I have always been part of this latter camp, and yet the outdoors has nagged at me to pay attention to it for as long as I can remember. Especially now, as an adult, my walking boots are taken out of the airing cupboard if I anticipate a few empty evening hours or spot a spare weekend on the horizon.  Sometimes, it isn’t as easy to immerse yourself in the countryside when it’s practically difficult to get out to. When you live in the grey area between city and country, it’s easy to feel detached from both places. I’m definitely no expert, and there have been weeks that have gone by where the nearest I’ve gotten to the countryside is Matt Baker discussing the migratory habits of fenland birds on Countryfile. That being said, there are some rituals and routines that I do genuinely try and include to re-centre myself with the outdoors, especially in the weeks that see summer transition into autumn.

When there is less of a guarantee that you’ll be able to set up camp beside a river for a long, light filled day, you sometimes have to be a little more creative to maintain a routine that naturally aligns itself with nature’s constant shifting.

A Decent Waterproof

A decent waterproof doesn’t necessarily mean a new waterproof, or an expensive one. A borrowed jacket that keeps off the worst of a blustery, drizzly day means that weather isn’t an excuse for not popping out or taking that weekend hike even when the weather app is full of dark grey clouds. To my shame, I resisted wearing a proper raincoat for years because it was bright and garish (and didn’t look nice in photos – I know – an awful reason!) I’ve since realised that walking in the rain is one of the best things about autumn wandering. Strangely, when hair sticks to your forehead and the smell of petrichor gets kicked up from the earth, it feels so unbelievably calming.

Leave Your Walking Boots in the Car

Of course, if they’re still soggy from your last jaunt, you may want to dry them out first! Finding that the sun breaks beautifully on your drive home from work in late September, and remembering that you’ve got your boots with you, could be the thing that tips your driving wheel into the direction of the moors before you head home to make dinner.

Make an Autumnal Picnic

There are so many recipes that come into play when September and October come around. Butternut squash, pecans, sage, sausages, pastry, pie, apple… Think of what you’d most like to eat for lunch or dinner and find a way to adapt it into picnic food. This could just mean going ahead and making dinner as normal to wrap up in foil and eat out in the open; an impatient dog sat at your feet glancing from person to person in the hopes of catching some crumbs. Butternut squash risotto could become arancini balls that easily travel in a hiking bag!

Take a Camera Out

It’s so easy to look back on a year and see one, clear image that symbolises each season. A snow drift against a dry-stone wall for winter; cherry blossom in bloom for spring; parched grass swaying in the breeze for summer… But there are so many tiny changes taking place every day – even if the warmth tricks you into thinking that summer is lasting longer than usual. You’ll see it in hazelnuts, acorns and eventually conkers that drop onto the path. Toadstools might have appeared overnight on the lawn – in a fairy circle if you’re lucky. Heather bursts into bloom like fireworks, amethyst coloured and undulating across heaths and dunes.

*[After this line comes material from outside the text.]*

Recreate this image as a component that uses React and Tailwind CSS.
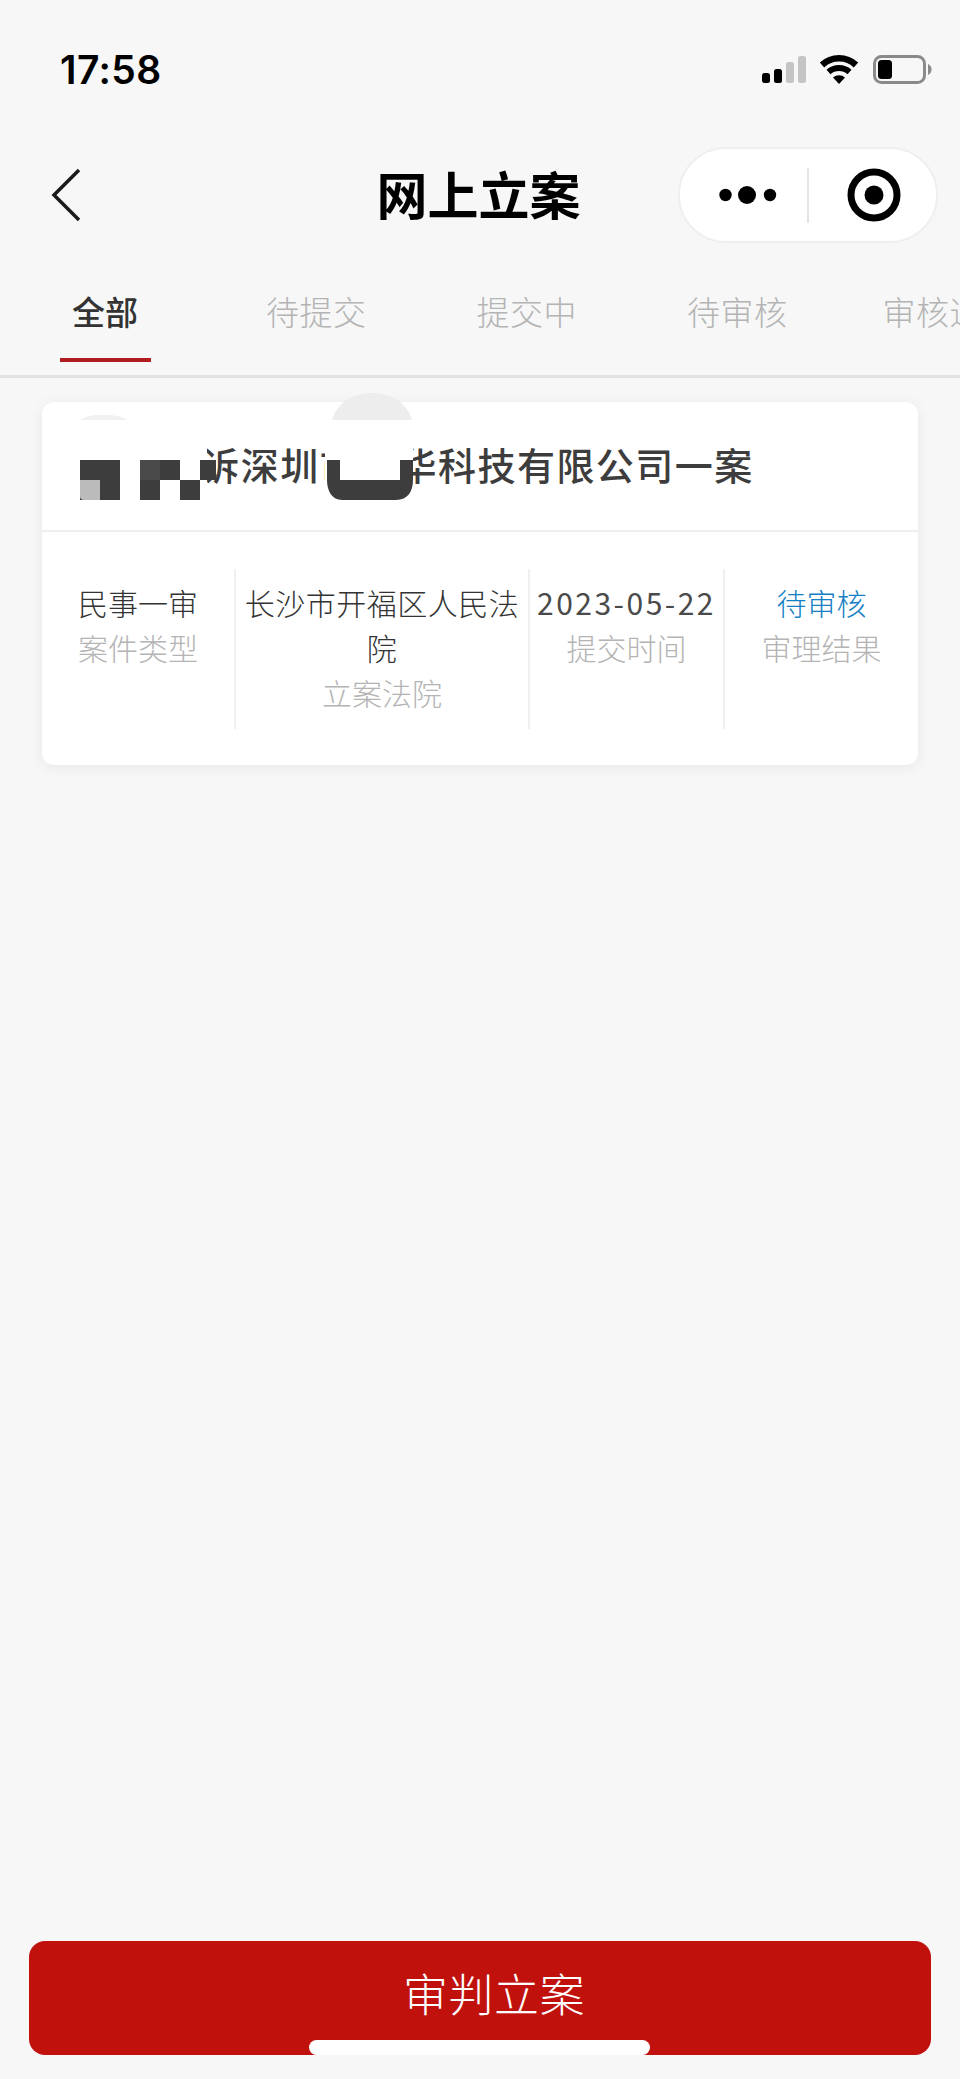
const tabs = [
  { label: "全部", cls: "w-[91px] pl-[12px] text-[#333333] font-medium", active: true },
  { label: "待提交", cls: "ml-[115px] tracking-[0.5px] font-light text-[#b4b4b4]" },
  { label: "提交中", cls: "ml-[110px] tracking-[0.5px] font-light text-[#b4b4b4]" },
  { label: "待审核", cls: "ml-[110px] tracking-[0.5px] font-light text-[#b4b4b4]" },
  { label: "审核通过", cls: "ml-[95px] tracking-[0.5px] font-light text-[#b4b4b4]" },
];

const columns = [
  { value: "民事一审", label: "案件类型", cls: "w-[194px] border-r-2", valueCls: "text-[#333333]" },
  { value: "长沙市开福区人民法院", label: "立案法院", cls: "w-[294px] border-r-2", valueCls: "text-[#333333] tracking-[0.5px]" },
  { value: "2023-05-22", label: "提交时间", cls: "w-[195px] border-r-2", valueCls: "font-normal text-[#4a4a4a] tracking-[2.5px]" },
  { value: "待审核", label: "审理结果", cls: "flex-1", valueCls: "text-[#1580c5]" },
];

function StatusIcons() {
  return (
    <svg width="172" height="32" viewBox="0 0 172 32" fill="none">
      {/* signal */}
      <rect x="2" y="19" width="8" height="10" rx="2.5" fill="#000" />
      <rect x="14" y="15" width="8" height="14" rx="2.5" fill="#000" />
      <rect x="26" y="8" width="8" height="21" rx="2.5" fill="#c4c4c4" />
      <rect x="38" y="2" width="8" height="27" rx="2.5" fill="#c4c4c4" />
      {/* wifi */}
      <path d="M62 11 A25 25 0 0 1 96 11" stroke="#000" strokeWidth="6.5" />
      <path d="M68.5 18 A16 16 0 0 1 89.5 18" stroke="#000" strokeWidth="6" />
      <path d="M73 23.5 A9 9 0 0 1 85 23.5 L79 30 Z" fill="#000" />
      {/* battery */}
      <rect x="114.5" y="2.5" width="50" height="26" rx="7" stroke="#8a8a8a" strokeWidth="3" />
      <rect x="118" y="6" width="14" height="19" rx="3.5" fill="#000" />
      <path d="M168 10 C170.5 11 171.5 13 171.5 15.5 C171.5 18 170.5 20 168 21 Z" fill="#8a8a8a" />
    </svg>
  );
}

// the blotted-out names on the case title, painted over the text
function TitleMosaic() {
  return (
    <svg className="absolute left-[38px] top-[-9px]" width="334" height="107" viewBox="0 0 334 107">
      <path d="M0 27 C8 20 38 20 47 27 Z" fill="#f1f1f1" />
      <path d="M252 27 C262 -9 322 -9 332 27 Z" fill="#ededed" />
      <rect x="0" y="27" width="127" height="80" fill="#fff" />
      <rect x="245" y="27" width="88" height="80" fill="#fff" />
      <rect x="0" y="67" width="40" height="40" fill="#3d3d3d" />
      <path d="M0 87 H20 V107 H4 Q0 107 0 103 Z" fill="#bbbbbb" />
      <rect x="60" y="67" width="20" height="20" fill="#4a4a4a" />
      <rect x="80" y="67" width="20" height="20" fill="#3d3d3d" />
      <rect x="60" y="87" width="20" height="20" fill="#3d3d3d" />
      <rect x="100" y="87" width="20" height="20" fill="#3d3d3d" />
      <rect x="120" y="67" width="16" height="20" fill="#3d3d3d" />
      <path d="M247 67 H260 V87 H320 V67 H333 V87 C333 98 328 107 316 107 H262 C252 107 247 98 247 87 Z" fill="#3d3d3d" />
    </svg>
  );
}

export default function App() {
  return (
    <div className="w-[960px] h-[2079px] bg-[#f7f7f7] flex flex-col overflow-hidden font-['Noto_Sans_CJK_SC','Liberation_Sans',sans-serif]">
      {/* status bar */}
      <div className="h-[147px] pt-[47px] pl-[60px] pr-[28px] flex items-start justify-between">
        <span className="font-['Inter',sans-serif] text-[39px] leading-[46px] font-semibold tracking-[0.4px] text-black">17:58</span>
        <div className="mt-[7px]">
          <StatusIcons />
        </div>
      </div>

      {/* nav */}
      <div className="h-[96px] px-[22px] grid grid-cols-[1fr_auto_1fr] items-center">
        <svg className="ml-[28px]" width="32" height="54" viewBox="0 0 32 54" fill="none">
          <path d="M29 2 L4 27 L29 52" stroke="#1a1a1a" strokeWidth="3.5" />
        </svg>
        <h1 className="text-[51px] leading-[60px] font-bold text-black mb-[5px] mr-[3px]">网上立案</h1>
        <div className="justify-self-end w-[260px] h-[96px] rounded-[48px] bg-white border-2 border-[#efefef] flex items-center">
          <svg className="ml-[39px]" width="58" height="20" viewBox="0 0 58 20">
            <circle cx="6.5" cy="10" r="6.2" fill="#000" />
            <circle cx="28" cy="10" r="9" fill="#000" />
            <circle cx="51" cy="10" r="6.2" fill="#000" />
          </svg>
          <div className="ml-[30px] w-[2px] h-[55px] bg-[#e4e4e4]" />
          <svg className="ml-[38px]" width="54" height="54" viewBox="0 0 54 54" fill="none">
            <circle cx="27" cy="27" r="23" stroke="#000" strokeWidth="7" />
            <circle cx="27" cy="27" r="9.5" fill="#000" />
          </svg>
        </div>
      </div>

      {/* tabs */}
      <div className="h-[135px] shrink-0 border-b-[3px] border-[#e1e1e1] pl-[60px] flex overflow-hidden">
        {tabs.map((tab) => (
          <div key={tab.label} className={`shrink-0 pt-[46px] text-[33px] leading-[44px] ${tab.cls}`}>
            {tab.label}
            {tab.active && <div className="mt-[25px] -ml-[12px] w-[91px] h-[4px] bg-[#b01c20]" />}
          </div>
        ))}
      </div>

      {/* case card */}
      <div className="mt-[24px] mx-[42px] rounded-[12px] bg-white shadow-[0_2px_14px_rgba(0,0,0,0.07)] relative">
        <div className="h-[130px] pl-[41px] border-b-2 border-[#efefef] flex items-center">
          <span className="mb-[4px] text-[38px] leading-[50px] font-medium tracking-[1.45px] text-[#3d3d3d] whitespace-nowrap">
            某某某诉深圳市某华科技有限公司一案
          </span>
        </div>

        <TitleMosaic />

        <div className="pt-[37px] pb-[36px] flex">
          {columns.map((col) => (
            <div
              key={col.label}
              className={`h-[160px] px-[6px] pt-[11px] border-[#f0f0f0] text-center text-[30px] leading-[45px] font-light ${col.cls}`}
            >
              <div className={col.valueCls}>{col.value}</div>
              <div className="text-[#b4b4b4]">{col.label}</div>
            </div>
          ))}
        </div>
      </div>

      {/* bottom button */}
      <div className="mt-auto mb-[24px] mx-[29px] h-[114px] rounded-[16px] bg-[#c1110d] relative flex justify-center pt-[22px] pl-[28px]">
        <span className="text-[45px] leading-[60px] font-light tracking-[0.5px] text-white">审判立案</span>
        {/* home indicator */}
        <div className="absolute left-[280px] bottom-0 w-[341px] h-[15px] rounded-[8px] bg-white" />
      </div>
    </div>
  );
}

When you have a low week and want to live in a blanket nest, or when life gets busy and boisterous, it’s strange that we often cut out the things that do us the most good. That can look different for so many different people, but if your soul sings in line with a countryside that isn’t immediately on your doorstep, you sometimes have to meet it halfway. That being said, the transition into autumn can see nature coming to you instead: scuttling spiders with voluptuous bellies may crawl under the door to say hello. You never know, it could just be mother nature beckoning you to join her outdoors!